**Data supplied**
# # # # # # #
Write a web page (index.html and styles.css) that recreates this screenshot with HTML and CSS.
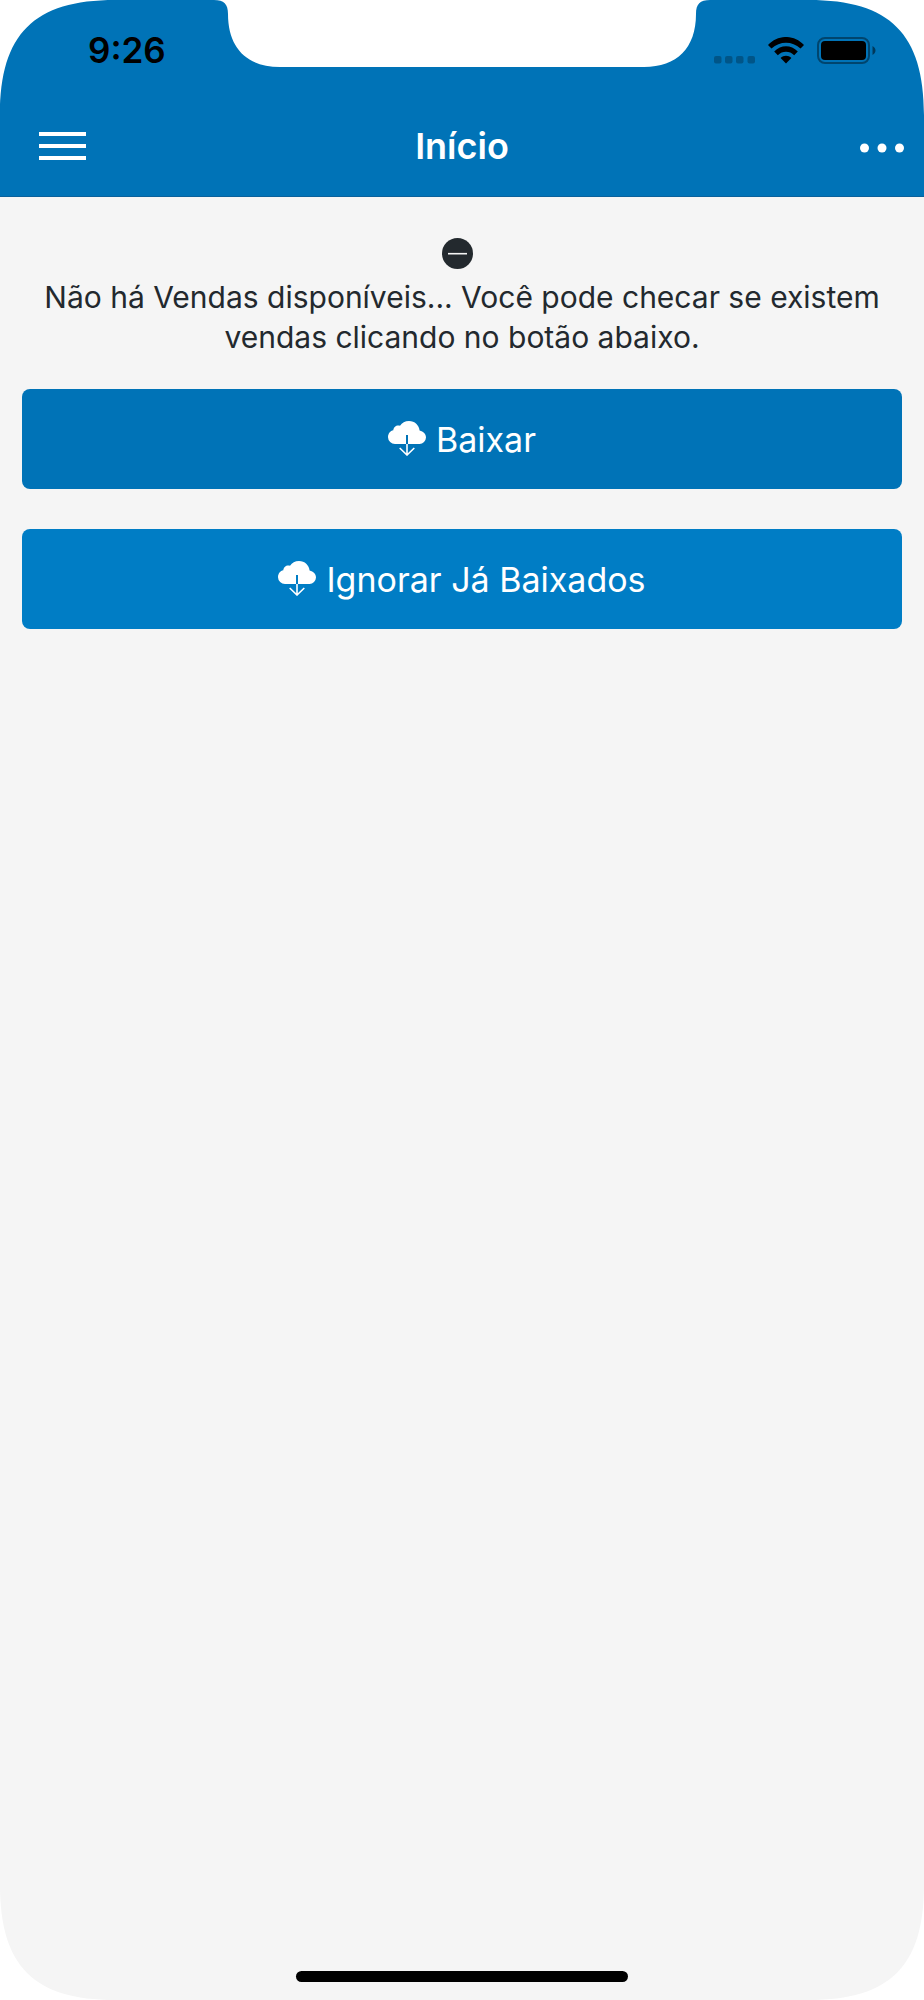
# # # # # # #
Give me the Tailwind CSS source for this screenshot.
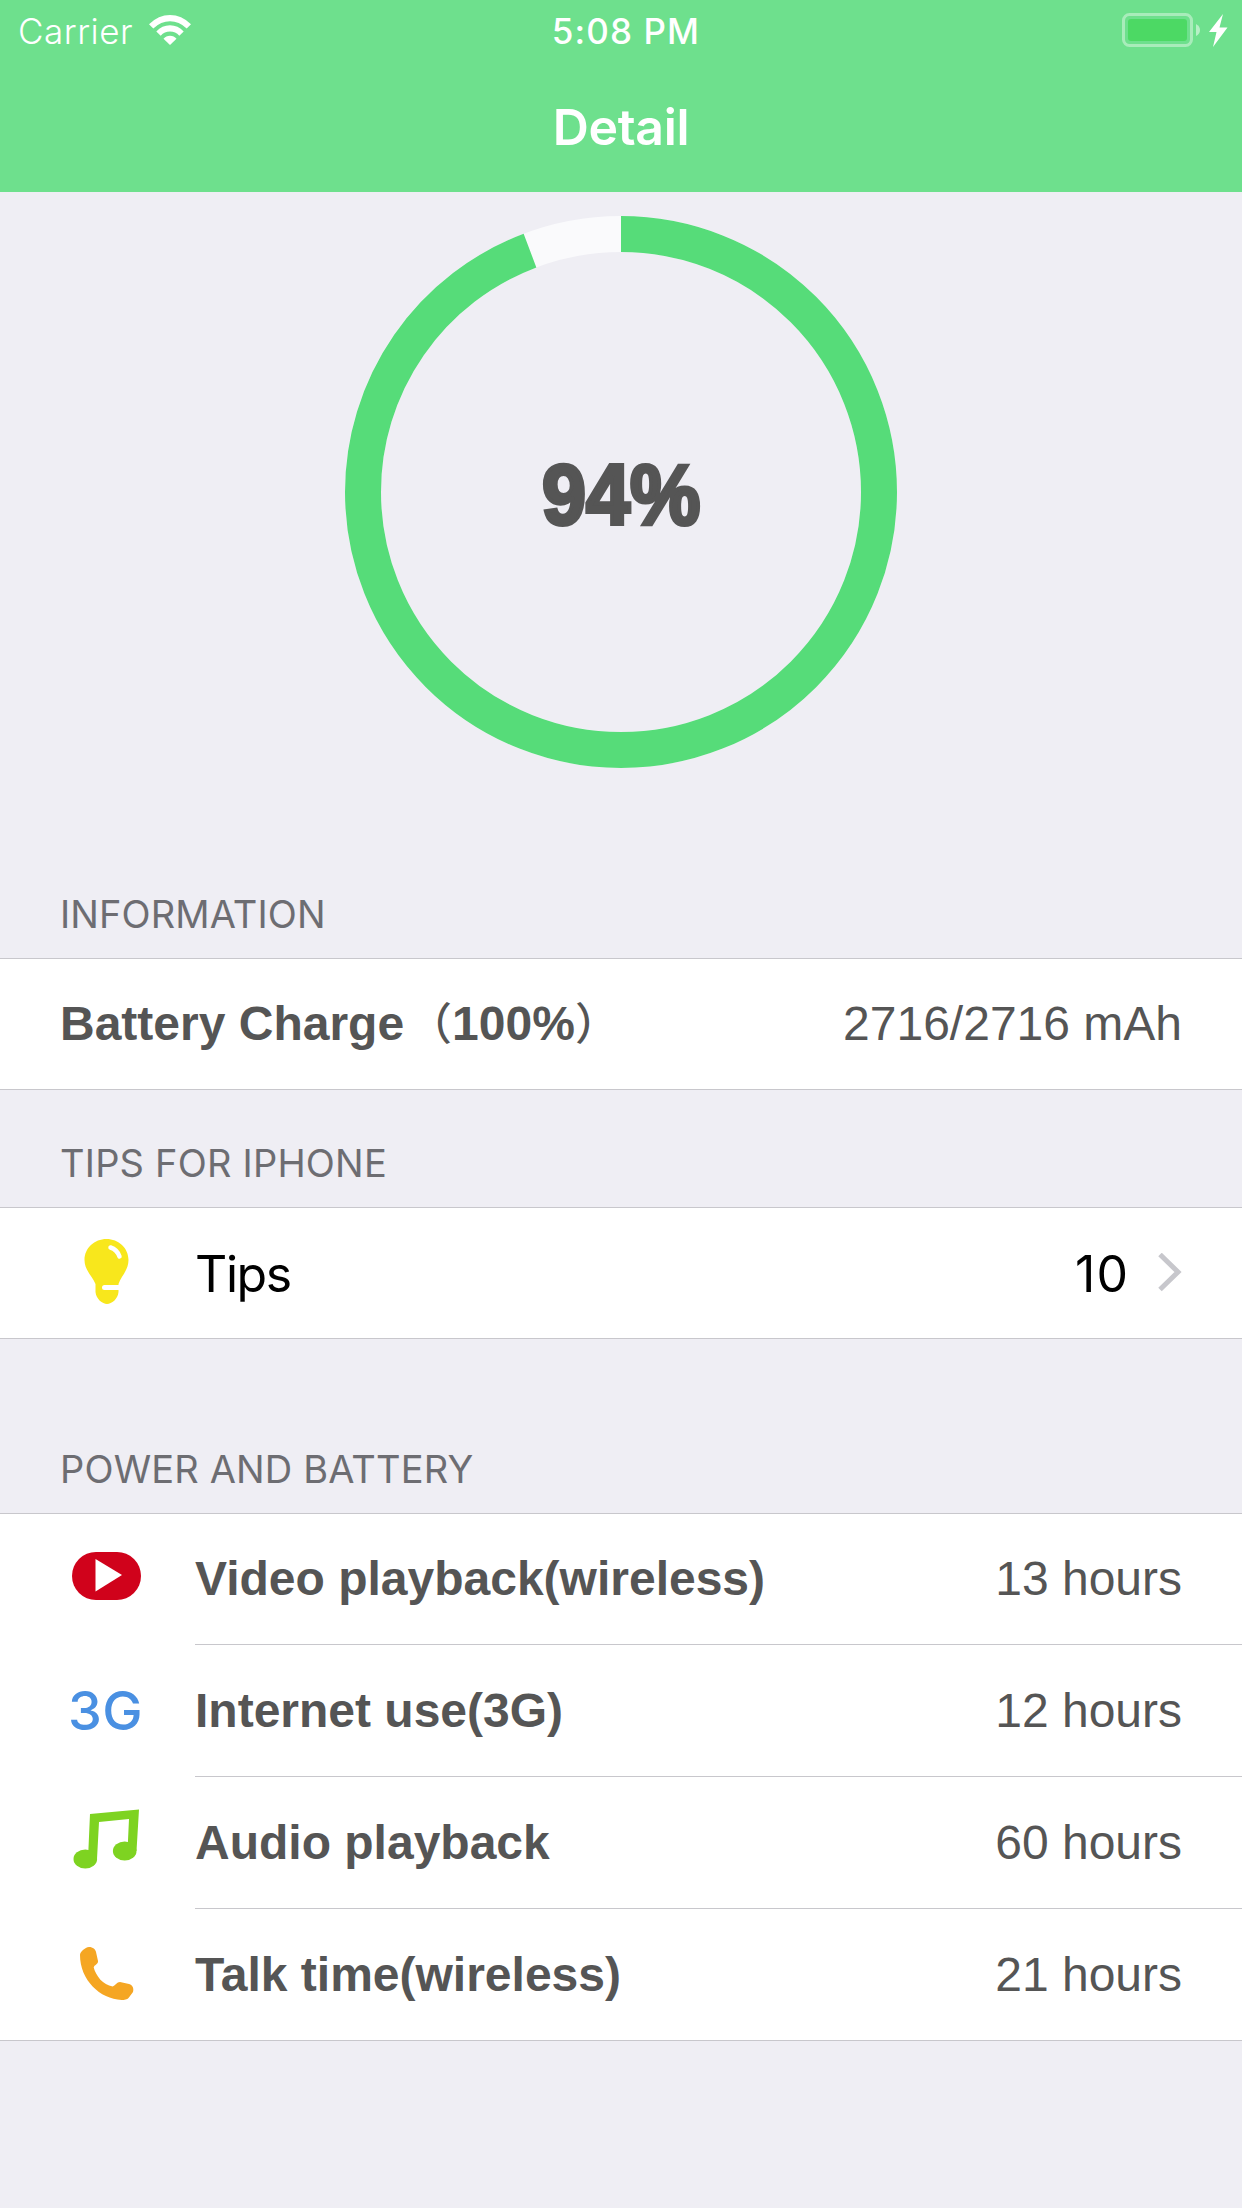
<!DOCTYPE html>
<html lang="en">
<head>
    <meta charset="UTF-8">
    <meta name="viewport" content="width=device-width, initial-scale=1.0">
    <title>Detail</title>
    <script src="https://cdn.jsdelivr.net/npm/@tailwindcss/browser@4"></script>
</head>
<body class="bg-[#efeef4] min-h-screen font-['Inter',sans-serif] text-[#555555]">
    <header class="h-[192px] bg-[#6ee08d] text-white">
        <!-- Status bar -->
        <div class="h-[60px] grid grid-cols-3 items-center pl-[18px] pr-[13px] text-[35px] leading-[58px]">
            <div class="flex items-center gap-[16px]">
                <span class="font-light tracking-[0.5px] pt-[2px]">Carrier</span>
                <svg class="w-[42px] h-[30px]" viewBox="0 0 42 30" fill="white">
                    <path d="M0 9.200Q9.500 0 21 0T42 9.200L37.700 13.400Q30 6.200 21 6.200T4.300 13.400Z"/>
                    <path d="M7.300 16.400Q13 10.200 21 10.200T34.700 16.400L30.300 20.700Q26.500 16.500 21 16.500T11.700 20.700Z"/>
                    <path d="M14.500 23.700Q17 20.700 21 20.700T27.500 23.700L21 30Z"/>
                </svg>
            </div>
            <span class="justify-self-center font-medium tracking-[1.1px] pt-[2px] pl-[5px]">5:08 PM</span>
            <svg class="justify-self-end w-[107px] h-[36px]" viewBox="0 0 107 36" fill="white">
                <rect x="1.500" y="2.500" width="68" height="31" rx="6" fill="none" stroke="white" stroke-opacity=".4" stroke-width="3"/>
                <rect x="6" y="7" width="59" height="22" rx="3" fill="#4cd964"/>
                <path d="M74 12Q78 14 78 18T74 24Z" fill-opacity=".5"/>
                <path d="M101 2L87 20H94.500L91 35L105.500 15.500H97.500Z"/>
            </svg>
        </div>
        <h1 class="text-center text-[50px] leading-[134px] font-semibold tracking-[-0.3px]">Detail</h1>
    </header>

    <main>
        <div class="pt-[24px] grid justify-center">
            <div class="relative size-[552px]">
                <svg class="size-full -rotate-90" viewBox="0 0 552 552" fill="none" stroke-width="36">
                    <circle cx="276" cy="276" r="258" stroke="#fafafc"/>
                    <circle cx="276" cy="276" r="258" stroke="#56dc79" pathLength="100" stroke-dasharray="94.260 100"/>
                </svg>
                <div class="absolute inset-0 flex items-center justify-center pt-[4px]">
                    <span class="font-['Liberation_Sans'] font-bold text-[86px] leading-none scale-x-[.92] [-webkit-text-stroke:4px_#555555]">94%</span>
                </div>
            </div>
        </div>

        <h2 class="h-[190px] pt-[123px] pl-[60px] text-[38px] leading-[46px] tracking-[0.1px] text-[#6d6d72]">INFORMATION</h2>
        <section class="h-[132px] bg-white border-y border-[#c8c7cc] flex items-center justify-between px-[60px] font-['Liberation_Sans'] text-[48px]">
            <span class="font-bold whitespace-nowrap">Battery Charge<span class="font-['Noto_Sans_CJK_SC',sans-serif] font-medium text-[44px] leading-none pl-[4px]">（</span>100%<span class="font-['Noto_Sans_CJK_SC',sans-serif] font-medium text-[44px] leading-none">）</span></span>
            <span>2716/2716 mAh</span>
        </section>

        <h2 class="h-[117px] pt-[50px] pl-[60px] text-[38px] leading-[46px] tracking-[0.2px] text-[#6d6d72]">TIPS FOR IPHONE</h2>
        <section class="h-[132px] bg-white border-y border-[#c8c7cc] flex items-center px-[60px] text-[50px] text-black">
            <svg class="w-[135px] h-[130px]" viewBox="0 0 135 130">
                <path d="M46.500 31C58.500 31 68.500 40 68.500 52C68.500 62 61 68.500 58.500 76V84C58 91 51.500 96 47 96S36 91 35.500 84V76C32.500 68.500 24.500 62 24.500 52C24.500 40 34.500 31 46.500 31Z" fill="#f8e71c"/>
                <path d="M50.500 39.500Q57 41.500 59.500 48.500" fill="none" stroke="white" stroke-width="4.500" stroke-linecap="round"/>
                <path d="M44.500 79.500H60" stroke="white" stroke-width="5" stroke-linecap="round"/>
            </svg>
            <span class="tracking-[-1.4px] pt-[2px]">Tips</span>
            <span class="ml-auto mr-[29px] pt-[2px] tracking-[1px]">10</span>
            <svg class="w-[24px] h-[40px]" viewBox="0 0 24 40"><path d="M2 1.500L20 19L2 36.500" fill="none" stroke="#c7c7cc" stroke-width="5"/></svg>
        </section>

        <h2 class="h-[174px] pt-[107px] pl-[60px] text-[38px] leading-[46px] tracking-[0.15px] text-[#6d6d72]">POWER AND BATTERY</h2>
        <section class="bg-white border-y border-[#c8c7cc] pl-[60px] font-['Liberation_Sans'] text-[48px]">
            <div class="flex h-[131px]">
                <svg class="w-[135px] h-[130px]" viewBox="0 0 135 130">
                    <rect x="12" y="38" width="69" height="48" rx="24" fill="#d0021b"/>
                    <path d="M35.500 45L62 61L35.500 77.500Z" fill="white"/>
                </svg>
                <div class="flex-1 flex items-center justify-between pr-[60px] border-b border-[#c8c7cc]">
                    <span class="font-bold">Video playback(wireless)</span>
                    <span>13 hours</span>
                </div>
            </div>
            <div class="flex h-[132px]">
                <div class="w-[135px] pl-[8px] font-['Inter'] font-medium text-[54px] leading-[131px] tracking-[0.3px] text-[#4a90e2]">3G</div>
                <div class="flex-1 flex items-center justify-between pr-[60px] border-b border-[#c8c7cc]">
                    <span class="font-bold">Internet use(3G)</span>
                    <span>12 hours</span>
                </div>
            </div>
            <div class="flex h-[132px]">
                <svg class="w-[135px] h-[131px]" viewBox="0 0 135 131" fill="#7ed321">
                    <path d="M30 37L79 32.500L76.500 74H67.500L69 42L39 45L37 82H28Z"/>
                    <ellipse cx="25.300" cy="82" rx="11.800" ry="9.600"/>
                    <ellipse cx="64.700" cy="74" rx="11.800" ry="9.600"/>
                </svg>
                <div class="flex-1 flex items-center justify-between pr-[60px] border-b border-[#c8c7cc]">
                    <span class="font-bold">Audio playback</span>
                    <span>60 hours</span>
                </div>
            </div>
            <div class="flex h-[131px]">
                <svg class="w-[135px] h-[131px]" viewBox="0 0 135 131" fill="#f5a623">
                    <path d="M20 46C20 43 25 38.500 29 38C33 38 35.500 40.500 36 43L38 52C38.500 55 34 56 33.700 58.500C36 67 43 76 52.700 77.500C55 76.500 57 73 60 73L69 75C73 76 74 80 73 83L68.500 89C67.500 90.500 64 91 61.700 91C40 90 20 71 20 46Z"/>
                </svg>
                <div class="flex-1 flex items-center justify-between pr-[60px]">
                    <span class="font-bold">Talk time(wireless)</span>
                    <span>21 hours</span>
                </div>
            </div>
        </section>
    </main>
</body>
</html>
# # # # # # #
**Exercise task**
Gather each line from the listing above that holds "screenshot".

**Result of the exercise**
Write a web page (index.html and styles.css) that recreates this screenshot with HTML and CSS.
Give me the Tailwind CSS source for this screenshot.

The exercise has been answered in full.